The Lemnos1915 WW1 Commemorative Committee (Lemnian Association of NSW) together with the GreekConsul General Sydney, Dr Stavros Kyrimis created the following commemorative Anzac/Lemnos story events.

  • Lemnos1915 Commemorations for the Anzac Centenary began on 4th March with a dawn service at the Cenotaphat Sydney’s Martin Place. It was 100 years to the day that the first Australian Anzacs arrived on Lemnos. The dawn service was supported by the Australian Defence who provided an Army Band and Catafalque Party. Attendees were from various Consular Corps, Canada, New Zealand Great Britain, and state and federal politicians.
  • The State Library of NSW featured a photographic exhibition of Cheryl Ward and Bernard DeBroglio’s “Then and Now” images of the A W Savage photos from 1915 (see above ) . The Greek Festival presents Cheryl Ward’s play ‘Towards Lemnos’.
  • A Special event was held at The Australian National Maritime Museum, Sydney to commemorate the departure of the Allies on 24th April 1915 from Mudros Harbour.
  • Photographic exhibitions featuring Life of Lemnos from the State Library of NSW W Savage Collection occurred at Rockdale Town Hall, Homebush and Waverley Libraries.
  • Lemnos1915 program was promoted in the Sydney’s Greek Festival;
  • The Hellenic Lyceum produced 1915 Commemoration Concert featuring guest dance groups from the Lyceum in Lemnos and Kavala, Greece.
  • Ms Claire Ashton and her contingent of Australian and NZ nurses traveled to Lemnos in September 2015 to re-enact the march of the Anzac nurses in 1915.

 

“Then and Now” image of Portianos Military Cemetery. Original photo by A.W. Savage | The firing after the Burial. Lemnos Island, c. 1915 | Courtesy of the State Library of NSW

 

 

8 August

The Lemnos Gallipoli Memorial was unveiled in Melbourne’s Albert Park following over three years of fundraising and raising awareness by Melbourne’s Lemnos Gallipoli Commemorative Committee. The date was chosen because it was the centenary of the arrival of Australia’s nurses on Lemnos. The Memorial was designed and created by one of Australia’s best known commemorative sculptors, Peter Corlett, OAM. It features the figures of a nurse, standing protectively over a sick or wounded soldier. The statues stand and rest on the stone plinth, the colour of the stone of Lemnos’ ancient amphitheatre at Hepheastia, with the words Gallipoli and Lemnos as well as the names of many of the villages visited by the Anzacs in 1915. The Memorial is completed by an information board telling some of the storyof Lemnos’ link to Anzac. The Memorial is located near Port Melbourne’s famous piers from which Australia’s diggers and nurses departed during the First World War. It has been gifted to the City of Port Philip for their care and on-going maintenance. The Committee will continue to hold commemorative services at the Memorial in future years.

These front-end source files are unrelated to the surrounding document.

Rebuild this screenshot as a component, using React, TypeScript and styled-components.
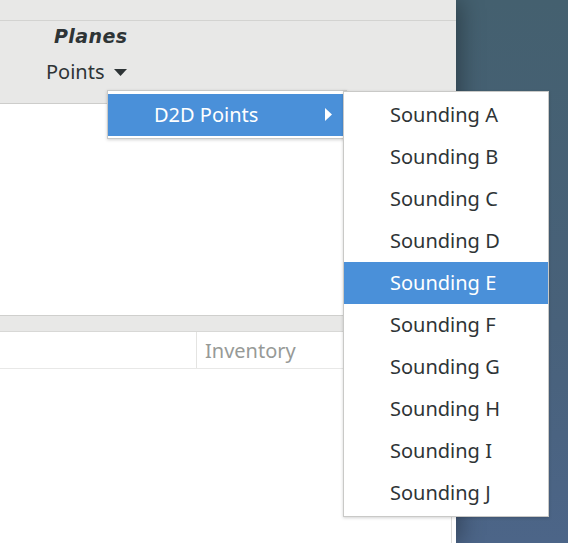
import React from "react";
import styled, { createGlobalStyle } from "styled-components";

const Global = createGlobalStyle`
  html, body { margin: 0; padding: 0; }
  body {
    width: 568px;
    height: 543px;
    overflow: hidden;
    font-family: "Noto Sans", "DejaVu Sans", sans-serif;
    color: #2e3436;
  }
`;

const Screen = styled.div`
  position: relative;
  display: flex;
  width: 568px;
  height: 543px;
  overflow: hidden;
  background: linear-gradient(180deg, #44606f 0%, #48617a 60%, #4c6588 100%);
`;

const Window = styled.div`
  display: flex;
  flex-direction: column;
  width: 456px;
  height: 100%;
  background: #ffffff;
  box-shadow: 4px 0 22px rgba(0, 0, 0, 0.35);
  z-index: 1;
`;

const TopStrip = styled.div`
  height: 20px;
  background: #e8e8e7;
  border-bottom: 1px solid #d3d3d1;
`;

const Toolbar = styled.div`
  height: 82px;
  background: #e8e8e7;
  border-bottom: 1px solid #cdcdcb;
  display: flex;
  flex-direction: column;
  align-items: flex-start;
  padding-left: 46px;
`;

const GroupTitle = styled.div`
  margin-top: 3px;
  margin-left: 8px;
  font-family: "DejaVu Sans", sans-serif;
  font-size: 19px;
  font-weight: 700;
  font-style: italic;
  letter-spacing: 0.4px;
  line-height: 24px;
  color: #2e3436;
`;

const MenuButton = styled.div`
  display: flex;
  align-items: center;
  gap: 9px;
  margin-top: 10px;
  font-size: 20px;
  line-height: 28px;
  color: #2e3436;
`;

const UpperPane = styled.div`
  height: 211px;
  background: #ffffff;
`;

const Handle = styled.div`
  height: 15px;
  background: #e8e8e7;
  border-top: 1px solid #cfcfcd;
  border-bottom: 1px solid #d8d8d6;
`;

const LowerPane = styled.div`
  flex: 1;
  display: flex;
  flex-direction: column;
  border-right: 1px solid #dcdcda;
  margin-right: 4px;
`;

const HeaderRow = styled.div`
  display: flex;
  height: 36px;
  border-bottom: 1px solid #e8e8e7;
`;

const HeaderCell = styled.div<{ $w?: number; $sep?: boolean }>`
  ${(p) => (p.$w ? `width: ${p.$w}px;` : "flex: 1;")}
  border-left: ${(p) => (p.$sep ? "1px solid #e4e4e2" : "none")};
  padding-left: ${(p) => (p.$sep ? "8px" : "0")};
  display: flex;
  align-items: center;
  font-size: 20px;
  color: #979a97;
`;

const Desktop = styled.div`
  flex: 1;
`;

const Menu = styled.div<{ $left: number; $top: number; $width: number; $padTop: number }>`
  position: absolute;
  left: ${(p) => p.$left}px;
  top: ${(p) => p.$top}px;
  width: ${(p) => p.$width}px;
  background: #ffffff;
  border: 1px solid #c9c9c7;
  box-shadow: 0 1px 3px rgba(0, 0, 0, 0.18);
  padding: ${(p) => p.$padTop}px 0 2px;
  z-index: 5;
  box-sizing: border-box;
`;

const MenuItem = styled.div<{ $active?: boolean }>`
  display: flex;
  align-items: center;
  height: 42px;
  box-sizing: border-box;
  padding: 0 14px 2px 46px;
  font-size: 20px;
  background: ${(p) => (p.$active ? "#4a90d9" : "transparent")};
  color: ${(p) => (p.$active ? "#ffffff" : "#2e3436")};
`;

const ItemLabel = styled.span`
  flex: 1;
`;

const DownArrow = () => (
  <svg width="13" height="7" viewBox="0 0 13 7">
    <polygon points="0,0 13,0 6.5,7" fill="#2e3436" />
  </svg>
);

const RightArrow = () => (
  <svg width="7" height="13" viewBox="0 0 7 13">
    <polygon points="0,0 7,6.5 0,13" fill="#ffffff" />
  </svg>
);

const soundings = ["A", "B", "C", "D", "E", "F", "G", "H", "I", "J"];

export default function App() {
  return (
    <>
      <Global />
      <Screen>
        <Window>
          <TopStrip />
          <Toolbar>
            <GroupTitle>Planes</GroupTitle>
            <MenuButton>
              Points <DownArrow />
            </MenuButton>
          </Toolbar>
          <UpperPane />
          <Handle />
          <LowerPane>
            <HeaderRow>
              <HeaderCell $w={196} />
              <HeaderCell $sep>Inventory</HeaderCell>
            </HeaderRow>
          </LowerPane>
        </Window>
        <Desktop />
        <Menu $left={107} $top={90} $width={240} $padTop={3}>
          <MenuItem $active>
            <ItemLabel>D2D Points</ItemLabel>
            <RightArrow />
          </MenuItem>
        </Menu>
        <Menu $left={343} $top={91} $width={206} $padTop={2}>
          {soundings.map((s) => (
            <MenuItem key={s} $active={s === "E"}>
              Sounding {s}
            </MenuItem>
          ))}
        </Menu>
      </Screen>
    </>
  );
}
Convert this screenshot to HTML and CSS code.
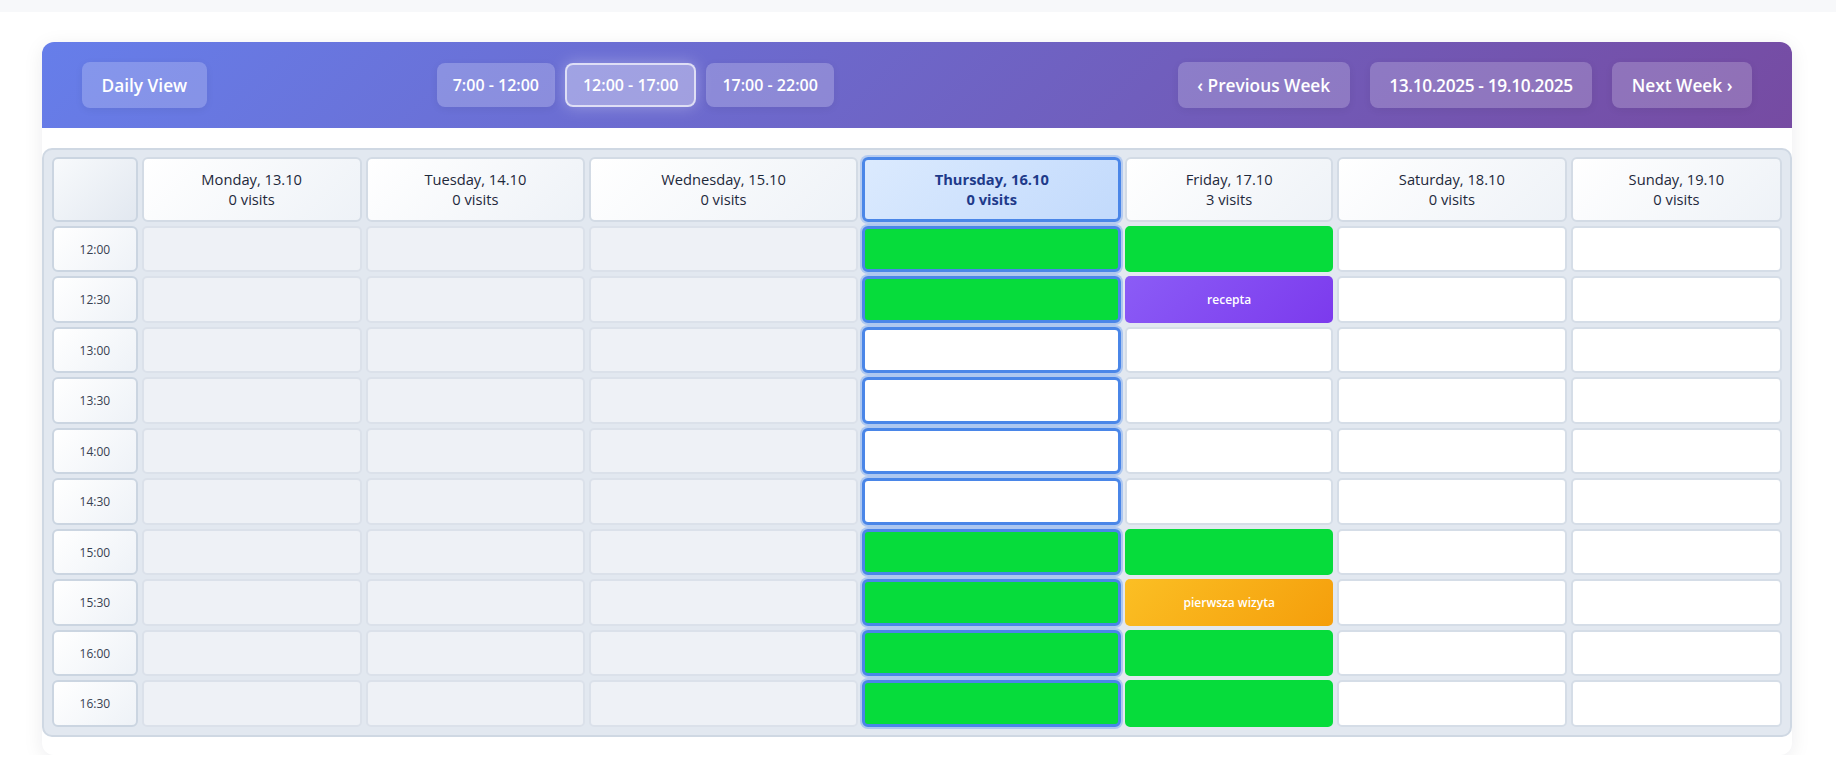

11 November - Remembrance Day

Australia’s most famous Indigenous officer, Captain Reg Saunders, was honoured at the Australian War Memorial with a new gallery bearing his name. Captain Saunders served in Greece, Crete, and New Guinea in WWII, before fighting in the Korean War. It was the first time a room at the War Memorial was named after a person. The ceremony was witnessed by his extended family and members of the Cretan and Greek communities.